Obbligo di repêchage proiettato addirittura… nel futuro! E’ questo, in fondo, il senso della sentenza di Cassazione n. 12132/2023, con cui l’8 maggio scorso gli Ermellini hanno sancito un principio che darà filo da torcere alle imprese. Cerchiamo di capire perché. In sostanza, pronunciandosi in ultima istanza, dopo un lunghissimo e controverso contenzioso, sull’illegittimità di un licenziamento per giustificato motivo oggettivo (soppressione del posto di lavoro con impossibilità di “ripescaggio” in posti analoghi o similari) intimato a una dipendente nel lontano 2011, la Cassazione intimava il reintegro della lavoratrice attraverso un’articolata argomentazione organizzata in più punti.

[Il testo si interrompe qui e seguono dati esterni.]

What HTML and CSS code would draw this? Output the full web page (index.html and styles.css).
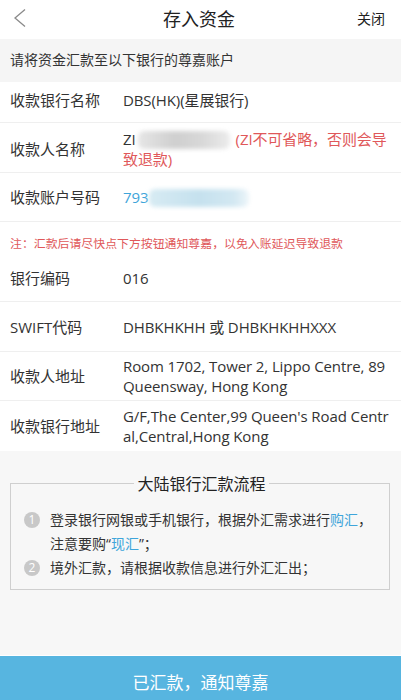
FILE: index.html
```html
<!DOCTYPE html>
<html lang="zh">
<head>
    <meta charset="utf-8"/>
    <title>存入资金</title>
    <meta name="viewport" content="width=device-width, initial-scale=1.0"/>
    <link rel="stylesheet" href="styles.css">
</head>
<body class="page">
<div class="top_bar">
    <span class="top_back">
        <svg width="14" height="20" viewBox="0 0 14 20">
            <polyline points="12,1.5 2,10 12,18.5" fill="none" stroke="#8a8a8a" stroke-width="1.3"/>
        </svg>
    </span>
    <span class="top_title">存入资金</span>
    <span class="top_close">关闭</span>
</div>
<div class="tip_bar">请将资金汇款至以下银行的尊嘉账户</div>

<div class="info_list">
    <div class="info_row row_short">
        <div class="info_label">收款银行名称</div>
        <div class="info_value">DBS(HK)(星展银行)</div>
    </div>
    <div class="info_row row_tall row_payee">
        <div class="info_label">收款人名称</div>
        <div class="info_value">ZI<span class="masked masked_gray"></span><span class="warn">(ZI不可省略，否则会导致退款)</span></div>
    </div>
    <div class="info_row row_tall">
        <div class="info_label">收款账户号码</div>
        <div class="info_value link">793<span class="masked masked_blue"></span></div>
    </div>
    <div class="info_note">注：汇款后请尽快点下方按钮通知尊嘉，以免入账延迟导致退款</div>
    <div class="info_row row_code">
        <div class="info_label">银行编码</div>
        <div class="info_value">016</div>
    </div>
    <div class="info_row row_taller">
        <div class="info_label">SWIFT代码</div>
        <div class="info_value">DHBKHKHH 或 DHBKHKHHXXX</div>
    </div>
    <div class="info_row row_tall">
        <div class="info_label">收款人地址</div>
        <div class="info_value">Room 1702, Tower 2, Lippo Centre, 89 Queensway, Hong Kong</div>
    </div>
    <div class="info_row row_taller no_line">
        <div class="info_label">收款银行地址</div>
        <div class="info_value break_all">G/F,The Center,99 Queen's Road Central,Central,Hong Kong</div>
    </div>
</div>

<div class="flow_area">
    <fieldset class="flow_box">
        <legend class="flow_title">大陆银行汇款流程</legend>
        <div class="flow_item">
            <span class="flow_num">1</span>
            <span class="flow_text">登录银行网银或手机银行，根据外汇需求进行<span class="link">购汇</span>，注意要购“<span class="link">现汇</span>”；</span>
        </div>
        <div class="flow_item">
            <span class="flow_num">2</span>
            <span class="flow_text">境外汇款，请根据收款信息进行外汇汇出；</span>
        </div>
    </fieldset>
</div>

<button class="notify_btn">已汇款，通知尊嘉</button>
</body>
</html>
```

FILE: styles.css
```css
.page {
    margin: 0;
    height: 700px;
    overflow: hidden;
    background: #fff;
    color: #333;
    font-family: "Open Sans", "Noto Sans CJK SC", sans-serif;
}

.top_bar {
    display: flex;
    align-items: center;
    justify-content: space-between;
    height: 39px;
    padding: 0 16px 3px 13px;
    box-sizing: border-box;
}

.top_back {
    display: flex;
    width: 60px;
}

.top_title {
    font-size: 18px;
    color: #222;
}

.top_close {
    width: 60px;
    text-align: right;
    font-size: 14px;
    color: #222;
}

.tip_bar {
    height: 43px;
    line-height: 41px;
    padding-left: 10px;
    background: #f5f5f5;
    font-size: 14px;
}

.info_row {
    display: flex;
    align-items: center;
    border-bottom: 1px solid #efefef;
    padding: 0 10px;
    font-size: 15px;
    line-height: 20px;
    box-sizing: border-box;
}

.row_short {
    min-height: 41px;
    padding-bottom: 4px;
}

.row_tall {
    min-height: 49px;
}

.row_payee {
    min-height: 50px;
    padding-top: 3px;
}

.row_taller {
    min-height: 50px;
}

.row_code {
    min-height: 46px;
    padding-bottom: 2px;
}

.no_line {
    border-bottom: none;
}

.info_label {
    flex: 0 0 113px;
}

.info_value {
    flex: 1;
    padding: 4px 0;
    letter-spacing: -0.1px;
}

.row_payee .info_value {
    padding: 0;
}

.break_all {
    word-break: break-all;
}

.warn {
    color: #e0585a;
}

.link {
    color: #3ea5da;
}

.masked {
    display: inline-block;
    height: 18px;
    vertical-align: middle;
    filter: blur(2px);
    border-radius: 6px;
}

.masked_gray {
    width: 92px;
    margin: 0 6px 0 2px;
    background: linear-gradient(90deg, #e6e6e6, #cfcfcf 40%, #d8d8d8 70%, #ececec);
}

.masked_blue {
    width: 100px;
    margin-left: 1px;
    background: linear-gradient(90deg, #d7ebf3, #c5e1ee 50%, #d3e8f2 85%, #eef6fa);
}

.info_note {
    height: 34px;
    padding-top: 12px;
    box-sizing: border-box;
    line-height: 18px;
    padding-left: 10px;
    font-size: 11.9px;
    color: #e0585a;
}

.flow_area {
    height: 204px;
    box-sizing: border-box;
    padding: 20px 10px 0 10px;
    background: #f7f7f7;
}

.flow_box {
    margin: 0;
    padding: 13px 10px 9px 13px;
    border: 1px solid #cfcfcf;
    width: 380px;
    box-sizing: border-box;
}

.flow_title {
    margin: 0 auto;
    padding: 0 3px;
    font-size: 16px;
    color: #222;
}

.flow_item {
    display: flex;
    align-items: flex-start;
    font-size: 14px;
    line-height: 24px;
}

.flow_num {
    flex: 0 0 auto;
    width: 16px;
    height: 16px;
    margin: 4px 10px 0 0;
    border-radius: 50%;
    background: #c8c8c8;
    color: #fff;
    font-size: 12px;
    line-height: 16px;
    text-align: center;
}

.flow_text {
    flex: 1;
}

.notify_btn {
    display: block;
    width: 100%;
    height: 52px;
    margin: 0;
    border: none;
    border-top: 1px solid #fff;
    background: #57b5e0;
    color: #fff;
    font-family: "Noto Sans CJK SC", sans-serif;
    font-size: 17px;
}
```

Il principale risulta senza dubbio il 9.6, in cui la Cassazione, allineandosi al precedente giudizio di merito, ha ritenuto che “il datore di lavoro, nel valutare le possibilità di ricollocazione del lavoratore prima di procedere al suo licenziamento, debba prendere in esame anche quelle posizioni lavorative che, pur ancora coperte, si renderanno disponibili in un arco temporale del tutto prossimo alla data in cui viene intimato il recesso. Quando, come nel caso in esame, tale circostanza sia ben nota al datore di lavoro questi ne deve tenere conto diversamente risultando il suo comportamento pur formalisticamente corretto in contrasto con i principi di correttezza e buona fede”. Avete capito bene: non basta valutare la situazione contingente dell’impresa: occorre anche prevedere quale sarà quella immediatamente futura!

Dunque la prospettiva del “ripescaggio” si amplia anche al futuro, non essendo (più) sufficiente valutare la presenza di posizioni in cui sia possibile il ricollocamento del lavoratore nel momento del licenziamento, dovendosi prendere in esame anche quelle posizioni che, pur ancora ricoperte, si renderanno disponibili in un arco temporale prossimo alla data in cui viene intimato il recesso. In quel momento, va detto, le posizioni erano già di fatto prevedibili, trattandosi di quelle di due colleghi in posizioni fungibili che avevano già rassegnato le dimissioni. Il fatto però eras più complesso, in quanto dall’esame attento degli atti emerge che le posizioni in oggetto, di fatto, erano già avviate alla soppressione, e che le dimissioni dei due dipendenti erano state in qualche modo “caldeggiate” in vista appunto dell’annullamento delle loro mansioni. A guardar bene, dunque, le due posizioni in esame non erano realmente disponibili, né tantomeno prospettabili. 

Dunque i magistrati della Suprema Corte ampliano così il perimetro degli obblighi di correttezza e buona fede che devono informare il rapporto di lavoro anche nella fase del recesso. Non basta più, dunque, l’esame della situazione aziendale “cristallizzata” al momento del licenziamento, ed è questa la vera novità della sentenza. Che tuttavia non manca di suscitare perplessità sull’oggettività e la certezza del criterio del repêchage: perché i giudici non hanno dato rilievo sull’effettiva situazione aziendale, limitandosi ad evocare una situazione “astratta” e non effettivamente coincidente con la realtà di fatto?

Alla luce di questo pronunciamento, è ragionevole temere un’esplosione del contenzioso, con effetti ingovernabili specie nei settori, come è quello delle imprese di pulizie/ multiservizi/ servizi integrati, caratterizzate da altissima intensità di manodopera, da elevate flessibilità organizzativa e da frequenti situazioni di cambio appalto, perdita di commesse e conseguenti riorganizzazioni del servizio. Staremo a vedere.